The Italian fashion house’s new Ouverture bag styles embody the Bauhaus spirit. Each is defined by contrasts through three covetable colorways: all-black with a shock of white trim or black and tan are the options for leather; and a tan and deep brown style is what’s available in suede.

They are structured and sleek, comfortable and capacious, and 100% made in Italy. And like many of Bauhaus’ inspired objects, both architectural and functional. Available in different sizes (“maxi”, “midi”, and “mignon”), they feature shoulder straps, double handles, tapes, and hyper-thin straps that can be worn as a hand, arm, shoulder, or cross-body bag. They work for any occasion and any outfit—take them to work or to brunch; carry one every day or bring it on vacation.

Prada has long been intertwined with the art world, often collaborating with artists and borrowing elements from different movements as inspiration for its collections. In fact, the Ouverture bags aren’t the brand’s first Bauhaus-style pieces. The 2014 spring collection referenced the same principles—and had everyone clamoring for color-blocked coats and dresses the second they were sent down the runway .

Other iconic examples over the years have come from all corners of the fashion world. In 1965, Yves Saint Laurent debuted a collection of six dresses paying tribute to the designs of Mondrian. 1950s and 1960s Pucci is synonymous with mod, geometric color-blocking. The Hungarian Bauhaus painter László Moholy-Nagy has directly inspired designers such as Rei Kawakubo and André Courrèges. And London designer Mary Katrantzou’s winter 2018 collection included prints that paid homage to a series of posters from the 1923 Bauhaus Exhibition in Weimar, Germany.

It was at that exhibition that Walter Gropius, founder of the school, established the Bauhaus movement’s simple yet revolutionary concept for the time: combining fine art (like painting and sculpture) with applied art (like furniture design or industrial design).

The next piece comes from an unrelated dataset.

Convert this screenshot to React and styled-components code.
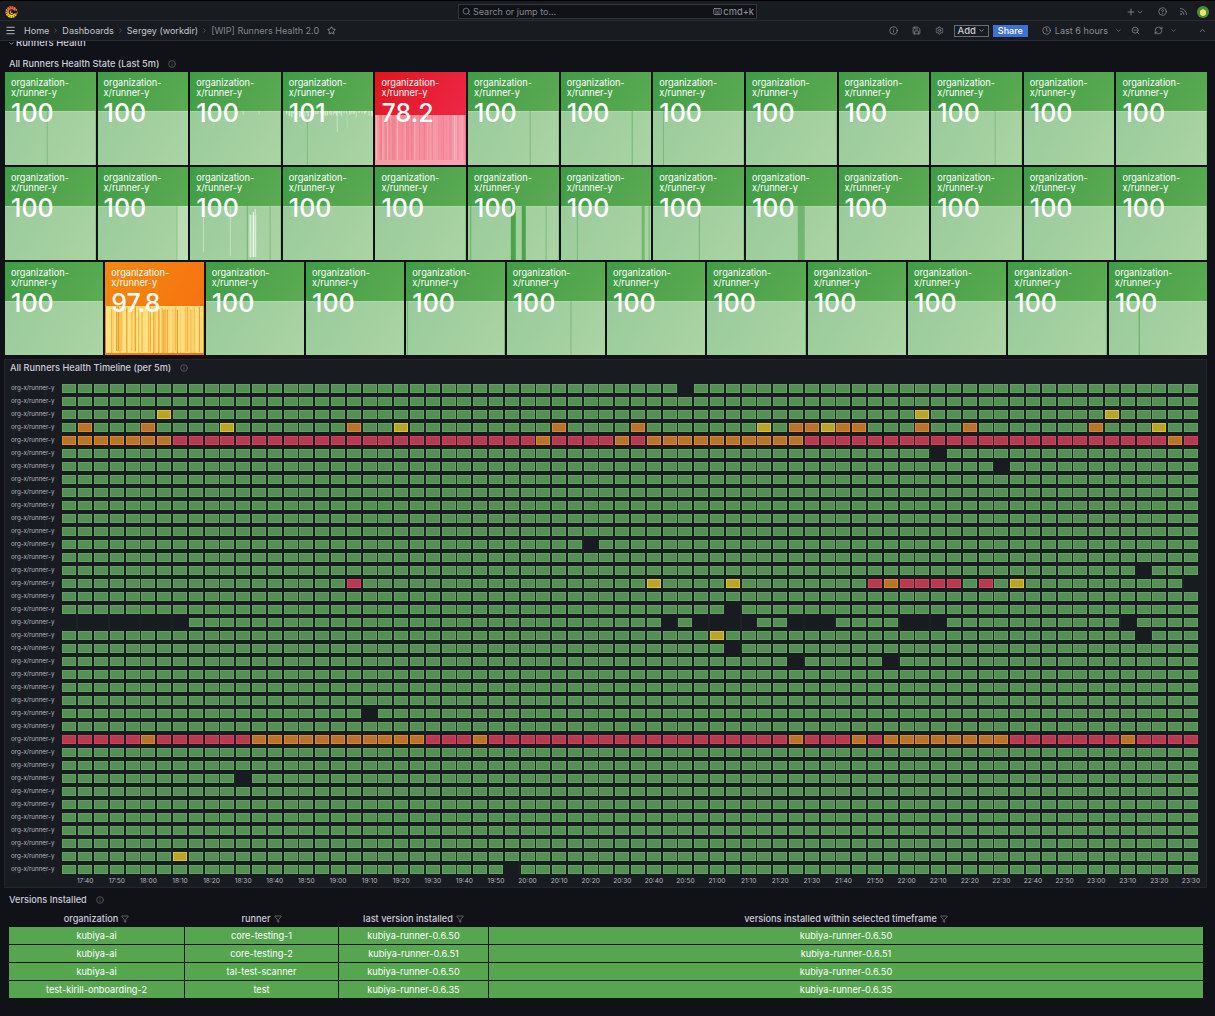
import React from "react";
import styled, { createGlobalStyle } from "styled-components";
import {
  Search, Menu, Star, Info, Save, Settings, Clock, ZoomOut, RefreshCw,
  ChevronDown, ChevronUp, ChevronRight, Plus, CircleHelp, Rss, Filter, Keyboard,
} from "lucide-react";

const Global = createGlobalStyle`
  html, body { margin: 0; padding: 0; background: #111217; }
  body { font-family: Inter, "Liberation Sans", sans-serif; color: #ccccdc; overflow: hidden; }
  #root { width: 1215px; height: 1016px; overflow: hidden; }
  * { box-sizing: border-box; }
`;

const Page = styled.div`
  display: flex;
  flex-direction: column;
  width: 1215px;
  height: 1016px;
  background: #111217;
`;

/* ---------- top bars ---------- */
const TopBar = styled.header`
  height: 21px;
  padding: 2px 6px 0 5px;
  display: grid;
  grid-template-columns: 1fr 300px 1fr;
  align-items: center;
  background: #181b1f;
  border-top: 1px solid #000;
  border-bottom: 1px solid #2a2c32;
`;
const LogoSlot = styled.div`
  display: flex;
  align-items: center;
`;
const SearchBox = styled.div`
  height: 15px;
  margin-left: 1px;
  display: flex;
  align-items: center;
  gap: 2px;
  padding: 0 2px 0 3px;
  background: #111217;
  border: 1px solid #33363c;
  font-size: 9px;
  color: #85868c;
`;
const SearchText = styled.span`
  flex: 1;
`;
const Shortcut = styled.span`
  display: flex;
  align-items: center;
  gap: 1px;
  color: #9a9ba3;
  font-size: 9.4px;
`;
const TopActions = styled.div`
  display: flex;
  align-items: center;
  justify-content: flex-end;
  gap: 12px;
  color: #8d8e96;
`;
const AddMenu = styled.span`
  display: flex;
  align-items: center;
  margin-right: 1.5px;
`;
const Avatar = styled.div`
  width: 12px;
  height: 12px;
  border-radius: 50%;
  margin-left: -2.5px;
  background: radial-gradient(circle at 50% 55%, #e9e66a 0 3px, #4b8f35 3.5px);
`;
const ToolRow = styled.div`
  height: 20px;
  padding: 0 3px 0 5px;
  display: flex;
  align-items: center;
  background: #181b1f;
  border-bottom: 1px solid #2a2c32;
`;
const Crumbs = styled.nav`
  display: flex;
  align-items: center;
  margin-left: 8px;
  font-size: 9.05px;
  color: #c4c5cf;
`;
const Sep = styled.span`
  display: flex;
  width: 13px;
  justify-content: center;
  color: #6f7077;
`;
const Current = styled.span`
  color: #85868c;
`;
const StarSlot = styled.span`
  display: flex;
  margin-left: 8px;
  color: #a9aab2;
`;
const ToolActions = styled.div`
  margin-left: auto;
  display: flex;
  align-items: center;
  color: #8d8e96;
  font-size: 9.1px;
`;
const ToolIcon = styled.span`
  display: flex;
  width: 23px;
  justify-content: center;
  margin-left: ${(p) => p.$gap || 0}px;
  margin-right: ${(p) => p.$after || 0}px;
`;
const AddButton = styled.button`
  height: 12px;
  width: 35px;
  margin-left: 3px;
  padding: 0;
  display: flex;
  align-items: center;
  justify-content: center;
  gap: 2px;
  background: transparent;
  border: 1px solid #6a6b73;
  color: #ccccdc;
  font: 500 9.5px Inter, sans-serif;
`;
const ShareButton = styled.button`
  height: 12px;
  width: 35px;
  margin-left: 4px;
  padding: 0;
  background: #3d71d9;
  border: 0;
  color: #fff;
  font: 500 9px Inter, sans-serif;
`;
const TimeRange = styled.span`
  display: flex;
  align-items: center;
  gap: 4px;
  margin-left: 14px;
  color: #8d8e96;
`;
const RangeCaret = styled.span`
  display: flex;
  margin-left: 3px;
`;

/* ---------- dashboard ---------- */
const Main = styled.main`
  flex: 1;
  display: flex;
  flex-direction: column;
  padding: 0 8px 0 4px;
  overflow: hidden;
`;
const RowHeader = styled.div`
  height: 7px;
  overflow: hidden;
  padding-left: 4px;
  flex: none;
`;
const RowHeaderInner = styled.div`
  margin-top: -4px;
  display: flex;
  align-items: center;
  gap: 1px;
  font: 500 9.5px/12px Inter, sans-serif;
  color: #ccccdc;
`;
const Title = styled.h2`
  margin: 0;
  height: 14px;
  padding-left: 5px;
  display: flex;
  align-items: center;
  gap: 9px;
  font: 500 9.2px/14px Inter, sans-serif;
  color: #ccccdc;
  flex: none;
`;
const TitleIcon = styled.span`
  display: flex;
  color: #6f7077;
`;
const StatSection = styled.section`
  margin-top: 9px;
  display: flex;
  flex-direction: column;
  flex: none;
`;
const Tiles = styled.div`
  margin: 1px 0 0 1px;
  display: flex;
  flex-direction: column;
  gap: 2px;
`;
const TileRow = styled.div`
  display: grid;
  grid-template-columns: repeat(${(p) => p.$count}, 1fr);
  gap: 2px;
`;
const tileBg = {
  green: "linear-gradient(120deg, #3f9c46, #64b056)",
  red: "linear-gradient(120deg, #e0161d, #f12b52)",
  orange: "linear-gradient(120deg, #f28a0f, #f86d10)",
};
const Tile = styled.div`
  position: relative;
  height: 93px;
  padding: 6px 6px 0;
  background: ${(p) => tileBg[p.$tone]};
  color: #fff;
  overflow: hidden;
`;
const TileLabel = styled.div`
  position: relative;
  font: 400 9.2px/10px Inter, sans-serif;
  z-index: 1;
`;
const TileValue = styled.div`
  position: relative;
  z-index: 1;
  font: 500 25px/30px Inter, sans-serif;
`;
const SparkSvg = styled.svg`
  position: absolute;
  inset: 0;
  width: 100%;
  height: 100%;
`;
const TimelinePanel = styled.section`
  margin-top: 4px;
  height: 529px;
  padding-top: 1px;
  background: #181b1f;
  border: 1px solid #24262c;
  flex: none;
`;
const TimelineGrid = styled.div`
  margin-top: 9px;
  padding-left: 6px;
  display: grid;
  grid-template-columns: 49.6px repeat(72, 14px);
  grid-auto-rows: 9px;
  column-gap: 1.8px;
  row-gap: 4px;
  background-image: repeating-linear-gradient(90deg, transparent 0 30.6px, rgba(204,204,220,.06) 30.6px 31.6px);
  background-position: 72.6px 0;
  background-size: 100% 100%;
`;
const RowLabel = styled.div`
  margin-top: -1px;
  font: 400 6.2px/9px Inter, sans-serif;
  color: #b9bac4;
  white-space: nowrap;
`;
const cellStyles = {
  g: ["#568f55", "#5fa45c"],
  r: ["#b53b50", "#d4405a"],
  o: ["#b9742b", "#de862c"],
  y: ["#b8a52b", "#dcc22c"],
};
const Cell = styled.div`
  background: ${(p) => (p.$state === "e" ? "transparent" : cellStyles[p.$state][0])};
  border: 1px solid ${(p) => (p.$state === "e" ? "transparent" : cellStyles[p.$state][1])};
`;
const AxisGrid = styled.div`
  margin-top: 2px;
  padding-left: 6px;
  height: 10px;
  display: grid;
  grid-template-columns: 49.6px repeat(72, 14px);
  column-gap: 1.8px;
`;
const AxisLabel = styled.div`
  grid-column: ${(p) => p.$col};
  grid-row: 1;
  display: flex;
  justify-content: center;
  font: 400 6.6px/10px Inter, sans-serif;
  color: #b9bac4;
  white-space: nowrap;
`;
const VersionsSection = styled.section`
  margin-top: 5px;
  display: flex;
  flex-direction: column;
  flex: none;
`;
const Table = styled.div`
  margin: 3px 0 0 5px;
  width: 1194px;
  display: flex;
  flex-direction: column;
  gap: 1px;
`;
const TableRow = styled.div`
  display: grid;
  grid-template-columns: 175px 153px 149px 1fr;
  gap: 1px;
  height: ${(p) => (p.$head ? "16px" : "17px")};
`;
const HeadCell = styled.div`
  display: flex;
  align-items: center;
  justify-content: center;
  gap: 3px;
  padding-top: 2px;
  font: 500 9.2px/14px Inter, sans-serif;
  color: #ccccdc;
`;
const DataCell = styled.div`
  display: flex;
  align-items: center;
  justify-content: center;
  background: #56a64f;
  color: #fff;
  font: 400 9.2px/17px Inter, sans-serif;
`;

/* ---------- data ---------- */
const rng = (seed) => {
  let s = seed;
  return () => {
    s = (s * 1103515245 + 12345) & 0x7fffffff;
    return s / 0x7fffffff;
  };
};
const markFill = {
  d: "rgba(72,160,72,.55)",
  s: "rgba(72,160,72,.95)",
  l: "rgba(255,255,255,.22)",
  m: "rgba(255,255,255,.5)",
  w: "rgba(255,255,255,.75)",
};
const spikes = (() => {
  const r = rng(7);
  const out = [];
  for (let x = 3; x < 90; x += 1.4 + r() * 2) out.push([x, 0.8 + r(), 39, 40 + r() * 6, "m"]);
  out.push([54, 0.8, 39, 60, "m"], [64, 0.8, 39, 57, "l"], [24, 0.7, 47, 93, "d"]);
  return out;
})();
const marks = {
  "0-0": [[42, 0.7, 39, 93, "d"]],
  "0-2": [[53, 0.7, 39, 43, "m"], [69, 0.7, 39, 43, "m"]],
  "0-3": spikes,
  "0-5": [[62, 0.8, 39, 93, "d"]],
  "0-6": [[71, 1, 39, 93, "d"]],
  "0-7": [[10, 0.8, 39, 93, "d"]],
  "0-10": [[64, 0.7, 39, 93, "d"]],
  "1-1": [[79, 12, 39, 93, "l"], [79, 0.7, 39, 93, "d"]],
  "1-2": [
    [13, 0.8, 39, 85, "m"], [40, 0.8, 39, 89, "m"], [57, 1, 39, 93, "d"], [59, 8, 48, 90, "l"],
    [60, 1.2, 48, 90, "m"], [63, 1.2, 45, 90, "w"], [65, 1.2, 42, 90, "m"], [80, 0.8, 39, 93, "d"],
  ],
  "1-5": [[2, 1.2, 39, 93, "d"], [43, 5, 39, 93, "s"], [54, 4, 39, 93, "s"], [78, 0.8, 39, 93, "d"]],
  "1-6": [[16, 0.8, 39, 93, "d"], [81, 3, 39, 93, "d"], [88, 1, 39, 93, "d"]],
  "1-7": [[46, 1, 39, 93, "d"]],
  "1-8": [[52, 7, 39, 93, "d"]],
  "2-4": [[1, 0.8, 39, 93, "d"]],
  "2-5": [[64, 0.8, 39, 93, "d"]],
  "2-11": [[30, 0.8, 39, 93, "s"]],
};
const tileRows = [
  ["100", "100", "100", "101", "78.2", ...Array(8).fill("100")],
  Array(13).fill("100"),
  ["100", "97.8", ...Array(10).fill("100")],
];

const empty = {
  0: [39], 5: [55], 6: [59], 12: [33], 14: [68], 17: [42], 19: [68], 20: [42],
  21: [46, 52], 25: [19], 30: [11], 37: [28],
  18: [0, 1, 2, 3, 4, 5, 6, 7, 38, 40, 41, 42, 43, 46, 47, 48, 53, 54, 55, 67],
};
const special = {
  2: { 6: "y", 54: "y", 66: "y" },
  3: { 1: "o", 5: "o", 10: "y", 18: "o", 21: "y", 31: "o", 36: "o", 44: "y", 46: "o", 47: "o", 48: "y", 49: "o", 50: "o", 54: "o", 57: "o", 65: "o", 69: "y" },
  15: { 18: "r", 37: "y", 42: "y", 51: "r", 52: "o", 53: "r", 54: "r", 55: "r", 56: "r", 58: "r", 60: "y", 71: "e" },
  19: { 41: "y" },
  36: { 7: "y" },
};
const orangeIn4 = [0, 1, 2, 3, 4, 5, 6, 30, 35, 37, 38, 39, 40, 41, 42, 43, 44, 45, 46, 70];
const orangeIn27 = [5, 12, 13, 14, 15, 16, 17, 18, 19, 20, 21, 22, 26, 46, 50, 52, 53, 54, 55, 56, 57, 58, 59, 67];

const stateOf = (r, c) => {
  if (r === 4) return orangeIn4.includes(c) ? "o" : "r";
  if (r === 27) return orangeIn27.includes(c) ? "o" : "r";
  if (empty[r] && empty[r].includes(c)) return "e";
  return (special[r] && special[r][c]) || "g";
};

const times = [];
for (let m = 17 * 60 + 40; m <= 23 * 60 + 30; m += 10) {
  times.push(`${Math.floor(m / 60)}:${String(m % 60).padStart(2, "0")}`);
}

const versions = [
  ["kubiya-ai", "core-testing-1", "kubiya-runner-0.6.50"],
  ["kubiya-ai", "core-testing-2", "kubiya-runner-0.6.51"],
  ["kubiya-ai", "tal-test-scanner", "kubiya-runner-0.6.50"],
  ["test-kirill-onboarding-2", "test", "kubiya-runner-0.6.35"],
];

/* ---------- drawings ---------- */
const GrafanaLogo = () => (
  <svg width="13" height="14" viewBox="0 0 14 15">
    <defs>
      <linearGradient id="gf" x1="0" y1="1" x2="0" y2="0">
        <stop offset="0" stopColor="#f6d32b" />
        <stop offset="1" stopColor="#f05a28" />
      </linearGradient>
    </defs>
    <circle cx="7" cy="7.5" r="5.4" fill="none" stroke="url(#gf)" strokeWidth="2.2" strokeDasharray="2 .5" />
    <circle cx="7" cy="7.5" r="3.8" fill="none" stroke="url(#gf)" strokeWidth="1.7" />
    <path d="M6.8 6 h6 v3 h-6z" fill="#181b1f" />
    <path d="M7 6.2 a1.4 1.4 0 1 0 1.3 2.2" fill="none" stroke="url(#gf)" strokeWidth="1.2" />
  </svg>
);

const Spark = ({ tone, width, id }) => {
  if (tone === "red") {
    const r = rng(31);
    const bars = [];
    for (let x = 1; x < width - 1; x += 1.6) {
      const v = r();
      bars.push(
        <rect key={x} x={x} y={43} width={1.1} height={45}
          fill={v > 0.5 ? "#fff" : "#f0325c"} fillOpacity={v > 0.5 ? (v - 0.5) * 0.7 : v * 0.5} />
      );
    }
    return (
      <SparkSvg viewBox={`0 0 ${width} 93`} preserveAspectRatio="none">
        <rect x="0" y="43" width={width} height="50" fill="#fff" fillOpacity=".5" />
        {bars}
        <rect x="0" y="88" width={width} height="5" fill="#fff" fillOpacity=".12" />
      </SparkSvg>
    );
  }
  if (tone === "orange") {
    const r = rng(53);
    const bars = [];
    for (let x = 1; x < width - 1; x += 1.7) {
      const v = r();
      bars.push(
        <rect key={x} x={x} y={44 + r() * 4} width={1.1} height={45}
          fill="#f08a14" fillOpacity={v > 0.3 ? (v - 0.3) * 1.4 : 0} />
      );
    }
    return (
      <SparkSvg viewBox={`0 0 ${width} 93`} preserveAspectRatio="none">
        <rect x="1" y="44" width={width - 1} height="47" fill="#ffe98a" fillOpacity=".92" />
        {bars}
      </SparkSvg>
    );
  }
  return (
    <SparkSvg viewBox={`0 0 ${width} 93`} preserveAspectRatio="none">
      <rect x="0" y="39" width={width} height="54" fill="#fff" fillOpacity=".46" />
      <rect x="0" y="39" width={width} height=".7" fill="#fff" fillOpacity=".25" />
      {(marks[id] || []).map((m, i) => (
        <rect key={i} x={m[0]} y={m[2]} width={m[1]} height={m[3] - m[2]} fill={markFill[m[4]]} />
      ))}
    </SparkSvg>
  );
};

const TitleInfo = () => (
  <TitleIcon>
    <Info size={8} />
  </TitleIcon>
);

export default function App() {
  return (
    <Page>
      <Global />
      <TopBar>
        <LogoSlot>
          <GrafanaLogo />
        </LogoSlot>
        <SearchBox>
          <Search size={9} />
          <SearchText>Search or jump to...</SearchText>
          <Shortcut>
            <Keyboard size={9} />
            cmd+k
          </Shortcut>
        </SearchBox>
        <TopActions>
          <AddMenu>
            <Plus size={10} />
            <ChevronDown size={8} />
          </AddMenu>
          <CircleHelp size={9} />
          <Rss size={9} />
          <Avatar />
        </TopActions>
      </TopBar>
      <ToolRow>
        <Menu size={11} color="#c4c5cf" />
        <Crumbs>
          <span>Home</span>
          <Sep><ChevronRight size={7} /></Sep>
          <span>Dashboards</span>
          <Sep><ChevronRight size={7} /></Sep>
          <span>Sergey (workdir)</span>
          <Sep><ChevronRight size={7} /></Sep>
          <Current>[WIP] Runners Health 2.0</Current>
          <StarSlot><Star size={9} /></StarSlot>
        </Crumbs>
        <ToolActions>
          <ToolIcon><Info size={9} /></ToolIcon>
          <ToolIcon><Save size={9} /></ToolIcon>
          <ToolIcon><Settings size={9} /></ToolIcon>
          <AddButton>Add<ChevronDown size={7} /></AddButton>
          <ShareButton>Share</ShareButton>
          <TimeRange>
            <Clock size={9} />
            Last 6 hours
            <RangeCaret><ChevronDown size={7} /></RangeCaret>
          </TimeRange>
          <ToolIcon $gap={2}><ZoomOut size={9} /></ToolIcon>
          <ToolIcon><RefreshCw size={9} /></ToolIcon>
          <ChevronDown size={7} />
          <ToolIcon $gap={14} $after={-2}><ChevronUp size={9} /></ToolIcon>
        </ToolActions>
      </ToolRow>
      <Main>
        <RowHeader>
          <RowHeaderInner>
            <ChevronDown size={7} />
            Runners Health
          </RowHeaderInner>
        </RowHeader>
        <StatSection>
          <Title>All Runners Health State (Last 5m) <TitleInfo /></Title>
          <Tiles>
            {tileRows.map((row, r) => (
              <TileRow key={r} $count={row.length}>
                {row.map((value, c) => {
                  const tone = value === "78.2" ? "red" : value === "97.8" ? "orange" : "green";
                  return (
                    <Tile key={c} $tone={tone}>
                      <Spark tone={tone} width={row.length === 13 ? 91 : 99} id={`${r}-${c}`} />
                      <TileLabel>organization-x/runner-y</TileLabel>
                      <TileValue>{value}</TileValue>
                    </Tile>
                  );
                })}
              </TileRow>
            ))}
          </Tiles>
        </StatSection>
        <TimelinePanel>
          <Title>All Runners Health Timeline (per 5m) <TitleInfo /></Title>
          <TimelineGrid>
            {Array.from({ length: 38 }, (_, r) => (
              <React.Fragment key={r}>
                <RowLabel>org-x/runner-y</RowLabel>
                {Array.from({ length: 72 }, (_, c) => (
                  <Cell key={c} $state={stateOf(r, c)} />
                ))}
              </React.Fragment>
            ))}
          </TimelineGrid>
          <AxisGrid>
            {times.map((t, i) => (
              <AxisLabel key={t} $col={2 * i + 3}>{t}</AxisLabel>
            ))}
          </AxisGrid>
        </TimelinePanel>
        <VersionsSection>
          <Title>Versions Installed <TitleInfo /></Title>
          <Table>
            <TableRow $head>
              <HeadCell>organization <Filter size={8} color="#85868c" /></HeadCell>
              <HeadCell>runner <Filter size={8} color="#85868c" /></HeadCell>
              <HeadCell>last version installed <Filter size={8} color="#85868c" /></HeadCell>
              <HeadCell>versions installed within selected timeframe <Filter size={8} color="#85868c" /></HeadCell>
            </TableRow>
            {versions.map((v, i) => (
              <TableRow key={i}>
                <DataCell>{v[0]}</DataCell>
                <DataCell>{v[1]}</DataCell>
                <DataCell>{v[2]}</DataCell>
                <DataCell>{v[2]}</DataCell>
              </TableRow>
            ))}
          </Table>
        </VersionsSection>
      </Main>
    </Page>
  );
}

After the horrors of World War I, Germany’s artists and designers were faced with a conundrum: how to create a new aesthetic that stripped away the excesses of the past, and provided a sense of tidiness, order, and meaning in a rapidly evolving world.

Bauhaus aimed to provide a sense of tidiness, order, and meaning in a rapidly evolving world.

Throughout the 20s, the main principles emerged. The languid, organic, and decorative style of turn-of-the-century Art Nouveau was replaced with bold shapes and strong color-blocking. The aesthetic of the Arts and Crafts movement, which were rooted in nature and folk styles, were swapped for simplicity and geometric purity.

In Bauhaus Stairway (above), painter Oskar Schlemmer focuses on the modular shapes of the human form; László Moholy-Nagy rejected human figures altogether in favor of striking abstractions. Even objects for the home were reduced to their most functional forms: Marianne Brandt’s tea service, created in the mid-1920s, is composed solely of its most essential shapes.

100 years down, it seems unlikely the Bauhaus influence will subside anytime soon.

When political turbulence swept through Germany in 1933, the school—then located in Berlin—closed. As its leaders fled Nazi Germany, the Bauhaus influence was scattered to cities around the world. From Chicago to Tel Aviv, the Bauhaus influence would trickle down throughout the twentieth and twenty-first century in unexpected places.

100 years down, it seems unlikely the Bauhaus influence will subside anytime soon.